Up until the revolution, Cuba and the U.S. were on good relations, with tourism trade and dealings with American organized crime bolstering the Cuban economy. But in 1959, the Batista regime was thrown out for the current socialist system and ­– in the thick of the Cold War – the U.S. saw Cuba as a threat and effectively shut the country off from the Western world.

The embargo severely hampered Cuba’s growth as a country, but there’s a strange silver lining. In many ways, the country has remained in the early 1960s, making it a unique tourist destination. It was also one of the only countries in the world where you couldn’t find any American tourists.

That is until December 2014, when former president Barack Obama released a statement saying that the United States would “immediately begin discussions with Cuba to re-establish diplomatic relations.”

This included the ability for Americans to travel to Cuba, although not as tourists yet. However, if they say the trip is for education or humanitarian aid, no one seems to be raising any eyebrows. Plus, the flight from Miami is an hour and 15 minutes. Most of the Americans I spoke to were there for a three-day weekend.

My first trip to Cuba was a little over 10 years ago and I had hoped – when I returned last month – that I would come back to Havana and find the city still stuck in 1960. It was and it wasn’t.

The embargo isn’t over, but things appear to be slowly moving in that direction, and it seems to be encouraging other countries to do more trading with Cuba, as well.
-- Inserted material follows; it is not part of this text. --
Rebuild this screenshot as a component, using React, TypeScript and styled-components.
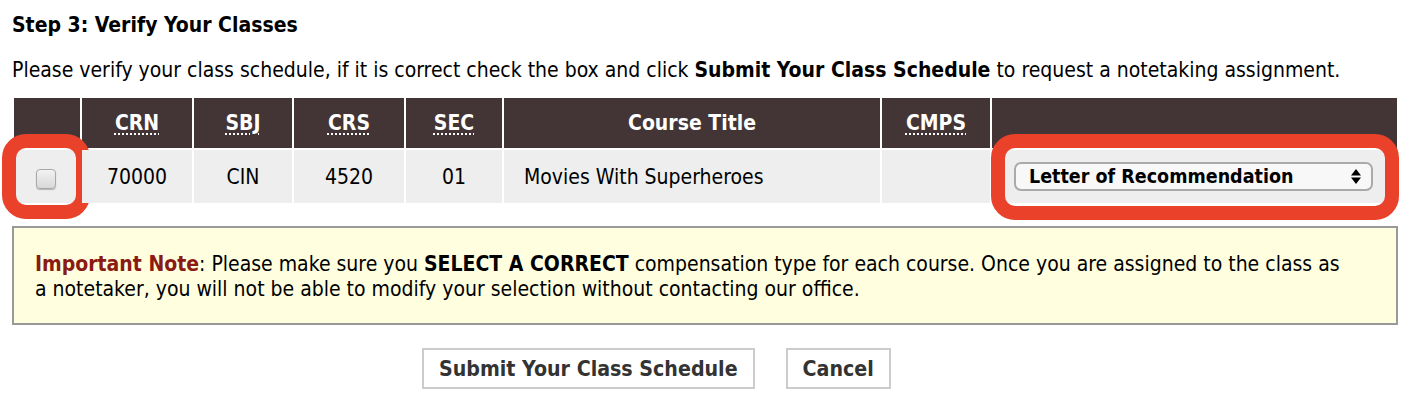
import React, { useState } from 'react';
import styled, { createGlobalStyle } from 'styled-components';

const GlobalStyle = createGlobalStyle`
  html, body {
    margin: 0;
    padding: 0;
    background: #ffffff;
  }
  body {
    font-family: "DejaVu Sans Condensed", "DejaVu Sans", sans-serif;
    color: #000;
  }
`;

const Page = styled.div`
  padding: 11px 12px 0 12px;
  width: 1410px;
  box-sizing: border-box;
`;

const Heading = styled.h3`
  margin: 0;
  font-size: 21px;
  font-weight: bold;
  line-height: 28px;
`;

const Intro = styled.p`
  margin: 18px 0 0 0;
  font-size: 21px;
  line-height: 26px;
`;

const Schedule = styled.table`
  margin-top: 13px;
  width: 1387px;
  table-layout: fixed;
  border-spacing: 2px;
  border-collapse: separate;
  font-size: 21px;
`;

const HeadCell = styled.th`
  background: #433535;
  color: #ffffff;
  height: 50px;
  padding: 0;
  font-weight: bold;
  text-align: center;
  vertical-align: middle;
`;

const Abbr = styled.abbr`
  text-decoration: underline dotted;
  text-underline-offset: 3px;
  text-decoration-thickness: 2px;
`;

const Cell = styled.td<{ $align?: 'left' | 'center' }>`
  position: relative;
  background: #eeeeee;
  height: 53px;
  padding: 0 ${({ $align }) => ($align === 'left' ? '20px' : '0')};
  text-align: ${({ $align }) => $align || 'center'};
  vertical-align: middle;
`;

const Highlight = styled.div<{ $l: number; $r: number; $t: number; $b: number }>`
  position: absolute;
  left: ${({ $l }) => $l}px;
  right: ${({ $r }) => $r}px;
  top: ${({ $t }) => $t}px;
  bottom: ${({ $b }) => $b}px;
  border: 14px solid #e9412a;
  border-radius: 24px;
  pointer-events: none;
`;

const Check = styled.input`
  appearance: none;
  width: 20px;
  height: 20px;
  margin: 3px 2px 0 0;
  border: 1px solid #a8a8a8;
  border-radius: 4px;
  background: linear-gradient(#f2f2f2, #d8d8d8);
  box-shadow: 0 1px 1px rgba(0, 0, 0, 0.25);
  vertical-align: middle;
`;

const SelectWrap = styled.div`
  position: relative;
  margin: 0 24px 0 22px;
`;

const Select = styled.select`
  appearance: none;
  display: block;
  width: 100%;
  height: 29px;
  padding: 0 30px 0 13px;
  border: 2px solid #aaaaaa;
  border-radius: 7px;
  background: #f8f8f8;
  font-family: inherit;
  font-size: 19.5px;
  font-weight: bold;
  color: #000;
`;

const Arrows = styled.svg`
  position: absolute;
  right: 11px;
  top: 6px;
  pointer-events: none;
`;

const Note = styled.div`
  margin-top: 21px;
  border: 2px solid #999999;
  background: #ffffe0;
  padding: 24px 46px 21px 21px;
  font-size: 21px;
  line-height: 25px;
`;

const NoteLabel = styled.span`
  color: #8b1a12;
  font-weight: bold;
`;

const Actions = styled.div`
  display: flex;
  gap: 31px;
  padding-left: 410px;
  margin-top: 23px;
`;

const Button = styled.button`
  height: 41px;
  padding: 0 15px;
  background: #ffffff;
  border: 2px solid #cccccc;
  font-family: inherit;
  font-size: 21.2px;
  font-weight: bold;
  color: #333333;
  cursor: pointer;
`;

const App: React.FC = () => {
  const [checked, setChecked] = useState(false);
  const [comp, setComp] = useState('letter');

  return (
    <Page>
      <GlobalStyle />
      <Heading>Step 3: Verify Your Classes</Heading>
      <Intro>
        Please verify your class schedule, if it is correct check the box and click{' '}
        <b>Submit Your Class Schedule</b> to request a notetaking assignment.
      </Intro>
      <Schedule>
        <colgroup>
          <col style={{ width: 66 }} />
          <col style={{ width: 110 }} />
          <col style={{ width: 98 }} />
          <col style={{ width: 110 }} />
          <col style={{ width: 96 }} />
          <col style={{ width: 376 }} />
          <col style={{ width: 108 }} />
          <col />
        </colgroup>
        <thead>
          <tr>
            <HeadCell />
            <HeadCell><Abbr title="Course Reference Number">CRN</Abbr></HeadCell>
            <HeadCell><Abbr title="Subject">SBJ</Abbr></HeadCell>
            <HeadCell><Abbr title="Course">CRS</Abbr></HeadCell>
            <HeadCell><Abbr title="Section">SEC</Abbr></HeadCell>
            <HeadCell>Course Title</HeadCell>
            <HeadCell><Abbr title="Campus">CMPS</Abbr></HeadCell>
            <HeadCell />
          </tr>
        </thead>
        <tbody>
          <tr>
            <Cell>
              <Check type="checkbox" checked={checked} onChange={e => setChecked(e.target.checked)} />
              <Highlight $l={-12} $r={-10} $t={-16} $b={-16} />
            </Cell>
            <Cell>70000</Cell>
            <Cell>CIN</Cell>
            <Cell>4520</Cell>
            <Cell>01</Cell>
            <Cell $align="left">Movies With Superheroes</Cell>
            <Cell />
            <Cell>
              <SelectWrap>
                <Select value={comp} onChange={e => setComp(e.target.value)}>
                  <option value="letter">Letter of Recommendation</option>
                  <option value="credit">Course Credit</option>
                  <option value="pay">Payment</option>
                </Select>
                <Arrows width="12" height="17" viewBox="0 0 12 17">
                  <path d="M6 1 L11 7.5 L1 7.5 Z M1 9.5 L11 9.5 L6 16 Z" fill="#000" />
                </Arrows>
              </SelectWrap>
              <Highlight $l={-1} $r={-2} $t={-16} $b={-17} />
            </Cell>
          </tr>
        </tbody>
      </Schedule>
      <Note>
        <NoteLabel>Important Note</NoteLabel>: Please make sure you <b>SELECT A CORRECT</b> compensation
        type for each course. Once you are assigned to the class as a notetaker, you will not be able to
        modify your selection without contacting our office.
      </Note>
      <Actions>
        <Button type="button">Submit Your Class Schedule</Button>
        <Button type="button">Cancel</Button>
      </Actions>
    </Page>
  );
};

export default App;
For example, 10 years ago the newest car you could see on the street was maybe made in the 1980s, but most were considerably older.

There are still a lot of classic hot rods – more even, than on the Sunshine Coast – but now modern Russian Ladas outnumber them.

This time when I walked through Old Havana I felt the same awe at walking the streets that had been walked by Spanish colonizers, pirates, gangsters and revolutionaries. The impressions they left on the city linger in the streets, in the façades of the buildings and in the Cuban people drinking and dancing along the Malecón, Havana’s seawall.

I wondered if that feeling would be preserved as Americans flood in and Cuba begins to catch up with the rest of the world.

One night I watched a girl from Boston try to ask for a napkin in a club.

“Naaapkin,” she said slowly, making a square shape in the air with her index fingers.

“Qué?” the bartender asked.

“You know, naaaaaapkin.”

“It’s servilleta,” I said, interrupting their conversation.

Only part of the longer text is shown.